Sergius HRUBY

Vienna 1869 - Vienna 1943

Biography

Almost nothing is known of Sergius Josef Hruby’s youth or early training as an artist. He is known to have joined the army in 1889, and by the end of the following year had been promoted to a lieutenant in the reserve. The first mention of his work as a painter is in 1891, when the young Hruby is recorded as having painted a large coat of arms celebrating the alliance between Austria-Hungary, Germany and Italy for a room in a building in Teplitz. By 1896 he was studying at the Kunstgewerbeschule (School of Applied Arts) in Vienna, supported by a pair of small grants from the Freiherr Albert von Rothschild Foundation, and also at the Vienna Akademie der bildenden Künste (Academy of Fine Arts), where he studied under portrait painter August Eisenmenger. In 1897, the artist was given the honour of illustrating the address of congratulation for the Archduke Rainer Ferdinand’s seventieth birthday. In March 1899 Hruby was appointed a teacher at the local technical school in Teplitz, the Teplitzer k.k. Fachschule für Thonwaren-Industrie und andere Kunst-Gewerbe, which trained artisans for the local pottery industry. Hruby’s early work was of a classical aesthetic and was indebted to the example of artists such as Lawrence-Alma Tadema and Rudolf Jettmar. Around the turn of the century, however, he became influenced by the work of Alphonse Mucha, embracing the ornamental and decorative Art Nouveau style. From around 1910, Hruby became devoted to the Symbolist style, remaining true to its eerie and mystical figures for much of his later career, and by the 1920s and 1930s his work was reminiscent of the early work of Gustav Klimt.

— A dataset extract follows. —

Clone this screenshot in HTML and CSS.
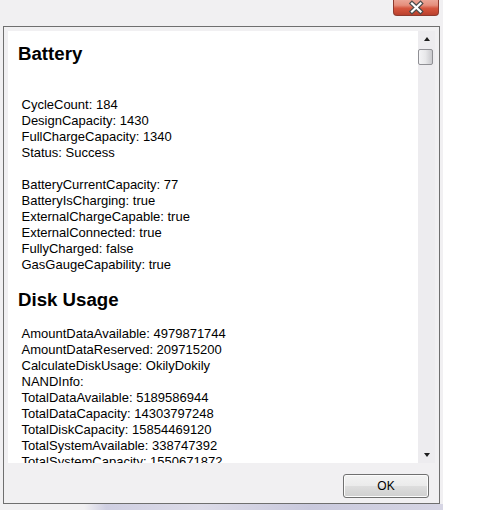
FILE: index.html
```html
<!DOCTYPE html>
<html>
<head>
<meta charset="utf-8">
<link rel="stylesheet" href="styles.css">
</head>
<body>
<div class="window">
  <div class="titlebar">
    <div class="close">
      <svg width="46" height="16" viewBox="0 0 46 16">
        <path d="M19 3.5 L27.5 11.5 M27.5 3.5 L19 11.5" stroke="#4c4c4c" stroke-width="4.5" fill="none" stroke-linecap="square"/>
        <path d="M19 3.5 L27.5 11.5 M27.5 3.5 L19 11.5" stroke="#ffffff" stroke-width="2.2" fill="none" stroke-linecap="square"/>
      </svg>
    </div>
  </div>
  <div class="frame">
    <div class="pane">
      <div class="content">
        <h2 class="heading">Battery</h2>
        <div class="props">
          <div class="blank"></div>
          <div>CycleCount: 184</div>
          <div>DesignCapacity: 1430</div>
          <div>FullChargeCapacity: 1340</div>
          <div>Status: Success</div>
          <div class="blank"></div>
          <div>BatteryCurrentCapacity: 77</div>
          <div>BatteryIsCharging: true</div>
          <div>ExternalChargeCapable: true</div>
          <div>ExternalConnected: true</div>
          <div>FullyCharged: false</div>
          <div>GasGaugeCapability: true</div>
        </div>
        <h2 class="heading heading-next">Disk Usage</h2>
        <div class="props">
          <div>AmountDataAvailable: 4979871744</div>
          <div>AmountDataReserved: 209715200</div>
          <div>CalculateDiskUsage: OkilyDokily</div>
          <div>NANDInfo:</div>
          <div>TotalDataAvailable: 5189586944</div>
          <div>TotalDataCapacity: 14303797248</div>
          <div>TotalDiskCapacity: 15854469120</div>
          <div>TotalSystemAvailable: 338747392</div>
          <div>TotalSystemCapacity: 1550671872</div>
        </div>
      </div>
      <div class="scrollbar">
        <div class="arrow-btn"><div class="tri-up"></div></div>
        <div class="thumb"></div>
        <div class="track-fill"></div>
        <div class="arrow-btn"><div class="tri-down"></div></div>
      </div>
    </div>
    <div class="footer">
      <button class="ok">OK</button>
    </div>
  </div>
  <div class="bottom-strip"></div>
</div>
</body>
</html>
```

FILE: styles.css
```css
html, body {
  margin: 0;
  padding: 0;
  background: #ffffff;
}

.window {
  width: 443px;
  height: 510px;
  background: #f1f0f2;
  display: flex;
  flex-direction: column;
  box-sizing: border-box;
}

.titlebar {
  height: 26px;
  display: flex;
  justify-content: flex-end;
  padding-right: 4px;
  flex: none;
}

.close {
  width: 46px;
  height: 16px;
  box-sizing: border-box;
  border: 1px solid #8e3a2e;
  border-top: none;
  border-radius: 0 0 4px 4px;
  background: linear-gradient(180deg, #eba596 0%, #e58e7c 35%, #d5563f 55%, #c84a34 80%, #b8402e 100%);
  position: relative;
  overflow: hidden;
}

.close svg {
  position: absolute;
  left: -1px;
  top: 0;
}

.frame {
  margin-left: 3px;
  width: 437px;
  height: 478px;
  box-sizing: border-box;
  border: 1px solid #6f6f6f;
  padding: 4px 4px 0 4px;
  display: flex;
  flex-direction: column;
  flex: none;
}

.pane {
  height: 432px;
  display: flex;
  flex: none;
}

.content {
  width: 410px;
  background: #ffffff;
  overflow: hidden;
  padding: 12px 0 0 10px;
  box-sizing: border-box;
  color: #000000;
}

.heading {
  font-family: "Liberation Sans", Arial, sans-serif;
  font-weight: 700;
  font-size: 18.67px;
  line-height: 22px;
  margin: 0 0 15.5px 0;
}

.heading-next {
  margin-top: 16px;
}

.props {
  font-family: "Liberation Sans", Arial, sans-serif;
  font-size: 13px;
  line-height: 16px;
  margin-left: 3.5px;
  white-space: nowrap;
}

.blank {
  height: 16px;
}

.scrollbar {
  width: 17px;
  background: #edecef;
  display: flex;
  flex-direction: column;
}

.arrow-btn {
  height: 17px;
  display: flex;
  align-items: center;
  justify-content: center;
  flex: none;
}

.tri-up {
  width: 0;
  height: 0;
  border-left: 3.5px solid transparent;
  border-right: 3.5px solid transparent;
  border-bottom: 4px solid #1e1e1e;
  margin-top: -1px;
}

.tri-down {
  width: 0;
  height: 0;
  border-left: 3.5px solid transparent;
  border-right: 3.5px solid transparent;
  border-top: 4px solid #1e1e1e;
  margin-top: 1px;
}

.thumb {
  width: 15px;
  height: 16px;
  margin-top: 1px;
  box-sizing: border-box;
  border: 1px solid #8f8f94;
  border-radius: 2px;
  background: linear-gradient(90deg, #f4f4f6 0%, #e8e8ea 50%, #c9c9cd 100%);
  flex: none;
}

.track-fill {
  flex: 1;
}

.footer {
  height: 40px;
  display: flex;
  justify-content: flex-end;
  align-items: flex-start;
  padding-right: 6px;
  flex: none;
}

.ok {
  margin-top: 11px;
  width: 86px;
  height: 24px;
  box-sizing: border-box;
  border: 1px solid #707070;
  border-radius: 3px;
  background: linear-gradient(180deg, #f3f3f3 0%, #ebebeb 48%, #dddddd 52%, #cfcfcf 100%);
  box-shadow: inset 0 0 0 1px #fcfcfc;
  font-family: "Liberation Sans", Arial, sans-serif;
  font-size: 12px;
  color: #000000;
  padding: 0;
}

.bottom-strip {
  height: 6px;
  flex: none;
  background: linear-gradient(90deg, #f1f0f2 0%, #f1f0f2 19%, #cfcfe2 24%, #dcdbe8 45%, #c9c9dd 70%, #d6d5e4 100%);
}
```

Though the artist was only just coming of age within the Viennese artistic community during the first foray of the Vienna Secession, Hruby was never formally associated with the group, and instead showed at the Wiener Künstlerhaus, which he joined in 1922. Although he participated in nearly every exhibition there between 1919 and 1938, his membership was terminated in 1941 because of his wife's Jewish background. Hruby died in 1943, at the age of seventy-four. The following year the Kunstlerhaus purchased some drawings form Hruby’s daughter, and also planned a memorial exhibition of his work; a project which never came to fruition. A group of over forty works by Sergius Hruby is today in the collection of the Albertina in Vienna.